Ellie is a textbook case of what can happen when a pile of talented performers convenes around uninspired scripts and laughless concepts.

Dreyfus' comedic chops, on full display through many seasons of Seinfeld, are well known. And on Ellie, she has surrounded herself with other inspired players, including The Daily Show's Steve Carell (the annoying know-it-all guy from the Fed Ex commercials) and Fred Willard (the former Fernwood 2Nite sidekick plays a weirdo building superintendent).

As in the show's first incarnation, Dreyfus' Ellie Riggs is a neurotic, struggling professional jazz singer who dates her married guitar player and constantly trips over the other oddball men in her life.

In tonight's episode, the guitarist has left his wife and is considering an apartment in Ellie's building. The singer loves this until she gets a look at the curvaceous Icelandic babe staying across the hall with her uncle, the weirdo super mentioned earlier.

By the time it all comes to a head in a restaurant -- involving that old standby sitcom gag, the misunderstood dinner date -- Ellie has punched one guy and yanked off the prosthesis of another. And they say good TV comedy is dead.

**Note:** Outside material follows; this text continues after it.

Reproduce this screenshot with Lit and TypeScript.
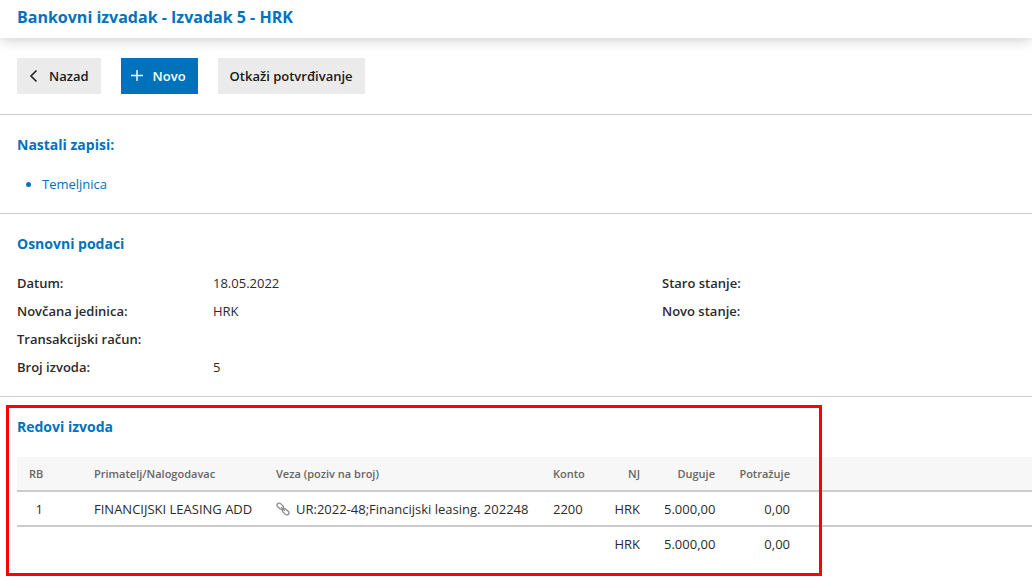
import { LitElement, html, css, svg } from "lit";
import { customElement } from "lit/decorators.js";

interface Field {
  label: string;
  value: string;
}

const basics: Field[] = [
  { label: "Datum:", value: "18.05.2022" },
  { label: "Novčana jedinica:", value: "HRK" },
  { label: "Transakcijski račun:", value: "" },
  { label: "Broj izvoda:", value: "5" },
];

const balances: Field[] = [
  { label: "Staro stanje:", value: "" },
  { label: "Novo stanje:", value: "" },
];

const linkIcon = svg`
  <svg class="chain" viewBox="0 0 14 14" width="14" height="14" aria-hidden="true">
    <g fill="none" stroke="#8c8c8c" stroke-width="1.3">
      <rect x="-3.6" y="-2.1" width="7.2" height="4.2" rx="2.1" transform="translate(4.3 4.2) rotate(42)" />
      <rect x="-3.6" y="-2.1" width="7.2" height="4.2" rx="2.1" transform="translate(9.7 9.8) rotate(42)" />
      <path d="M5.2 5.2 L8.8 8.8" />
    </g>
  </svg>`;

@customElement("app-root")
export class AppRoot extends LitElement {
  static styles = css`
    :host {
      display: block;
      min-height: 100vh;
      overflow-x: hidden;
      background: #fff;
      color: #2b2b2b;
      font-family: "Open Sans", "Noto Sans", sans-serif;
      font-size: 13px;
      line-height: 20px;
    }
    * {
      box-sizing: border-box;
    }
    h1,
    h2,
    ul,
    dl,
    dd {
      margin: 0;
      padding: 0;
    }
    .top {
      padding: 5px 17px 9px;
      box-shadow: 0 2px 14px rgba(0, 0, 0, 0.2);
    }
    .title {
      color: #0072bc;
      font-size: 16px;
      line-height: 24px;
      font-weight: 700;
    }
    .actions {
      display: flex;
      flex-wrap: wrap;
      gap: 20px;
      padding: 20px 17px;
    }
    .btn {
      display: flex;
      align-items: center;
      gap: 8px;
      height: 36px;
      padding: 0 12px;
      border: 0;
      background: #ebebeb;
      color: #1a1a1a;
      font: inherit;
      font-weight: 600;
      cursor: pointer;
    }
    .btn.primary {
      padding: 0 12px 0 8px;
      background: #0072bc;
      color: #fff;
    }
    .btn.back {
      padding: 0 12px 0 8px;
    }
    .section {
      position: relative;
      border-top: 1px solid #ccc;
      padding: 20px 17px 19px;
    }
    .heading {
      color: #0072bc;
      font-size: 14px;
      line-height: 20px;
      font-weight: 700;
    }
    .records {
      margin-top: 19px;
      padding-left: 25px;
      color: #0072bc;
    }
    .records a {
      color: inherit;
      text-decoration: none;
    }
    .details {
      display: grid;
      grid-template-columns: 645fr 353fr;
      margin-top: 15px;
    }
    .field {
      display: grid;
      grid-template-columns: 196px 1fr;
      line-height: 28px;
    }
    .field dt {
      font-weight: 600;
    }
    .details-section {
      padding-bottom: 15px;
    }
    .rows {
      padding-right: 0;
    }
    .rows table {
      width: 100%;
      margin-top: 20px;
      border-collapse: separate;
      border-spacing: 0;
      table-layout: fixed;
    }
    th,
    td {
      height: 35px;
      padding: 0 12px;
      border-bottom: 2px solid #ccc;
      text-align: left;
      white-space: nowrap;
      font-weight: 400;
    }
    tfoot td {
      border-bottom-color: transparent;
    }
    th {
      background: #f7f7f7;
      color: #666;
      font-size: 11px;
      font-weight: 600;
    }
    .num {
      text-align: right;
    }
    td.index {
      padding-right: 39px;
      text-align: right;
    }
    .c-index {
      width: 65px;
    }
    .c-payee {
      width: 182px;
    }
    .c-ref {
      width: 277px;
    }
    .c-account {
      width: 56px;
    }
    .c-currency {
      width: 55px;
    }
    .c-amount {
      width: 75px;
    }
    .ref {
      display: flex;
      align-items: center;
      gap: 6px;
    }
    .chain {
      flex: none;
    }
    .marker {
      position: absolute;
      top: 8px;
      left: 6px;
      bottom: 5px;
      width: 816px;
      border: 3px solid #f00;
      pointer-events: none;
    }
  `;

  private fields(items: Field[]) {
    return html`<dl>
      ${items.map(
        (f) => html`<div class="field"><dt>${f.label}</dt><dd>${f.value}</dd></div>`
      )}
    </dl>`;
  }

  render() {
    return html`
      <header class="top"><h1 class="title">Bankovni izvadak - Izvadak 5 - HRK</h1></header>
      <main>
        <div class="actions">
          <button class="btn back" type="button">
            <svg width="16" height="16" viewBox="0 0 16 16" aria-hidden="true">
              <path d="M11.5 2.5 L6 8 L11.5 13.5" fill="none" stroke="#222" stroke-width="1.6" />
            </svg>
            Nazad
          </button>
          <button class="btn primary" type="button">
            <svg width="16" height="16" viewBox="0 0 16 16" aria-hidden="true">
              <path d="M2 7.5 H14 M8 2 V13" fill="none" stroke="#fff" stroke-width="1.4" />
            </svg>
            Novo
          </button>
          <button class="btn" type="button">Otkaži potvrđivanje</button>
        </div>

        <section class="section">
          <h2 class="heading">Nastali zapisi:</h2>
          <ul class="records">
            <li><a href="#temeljnica">Temeljnica</a></li>
          </ul>
        </section>

        <section class="section details-section">
          <h2 class="heading">Osnovni podaci</h2>
          <div class="details">${this.fields(basics)} ${this.fields(balances)}</div>
        </section>

        <section class="section rows">
          <h2 class="heading">Redovi izvoda</h2>
          <table>
            <colgroup>
              <col class="c-index" />
              <col class="c-payee" />
              <col class="c-ref" />
              <col class="c-account" />
              <col class="c-currency" />
              <col class="c-amount" />
              <col class="c-amount" />
              <col />
            </colgroup>
            <thead>
              <tr>
                <th>RB</th>
                <th>Primatelj/Nalogodavac</th>
                <th>Veza (poziv na broj)</th>
                <th>Konto</th>
                <th class="num">NJ</th>
                <th class="num">Duguje</th>
                <th class="num">Potražuje</th>
                <th></th>
              </tr>
            </thead>
            <tbody>
              <tr>
                <td class="index">1</td>
                <td>FINANCIJSKI LEASING ADD</td>
                <td><span class="ref">${linkIcon}UR:2022-48;Financijski leasing. 202248</span></td>
                <td>2200</td>
                <td class="num">HRK</td>
                <td class="num">5.000,00</td>
                <td class="num">0,00</td>
                <td></td>
              </tr>
            </tbody>
            <tfoot>
              <tr>
                <td colspan="4"></td>
                <td class="num">HRK</td>
                <td class="num">5.000,00</td>
                <td class="num">0,00</td>
                <td></td>
              </tr>
            </tfoot>
          </table>
          <div class="marker"></div>
        </section>
      </main>
    `;
  }
}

Stretching for Seinfeldian absurdity and wit, Ellie instead offers bad John Denver jokes (next week) and a growing sense that somebody's just working off a contract obligation.

The real deal likely is that NBC hopes that if it makes the show conventional enough, appealing enough or familiar enough, perhaps viewers will stick around because they like watching Dreyfus. It's not a bad bet; CBS's sorta-hit Becker has stuck around since 1998 on that premise.

But for a performer of Dreyfus' caliber, it's a crime. The woman who once held her own in a roomful of guys on a show about nothing deserves better.

* * *

Watching Ellie returns for its second season at 9:30 tonight on WFLA-Ch. 8. Grade: C-. Rating: TV-14.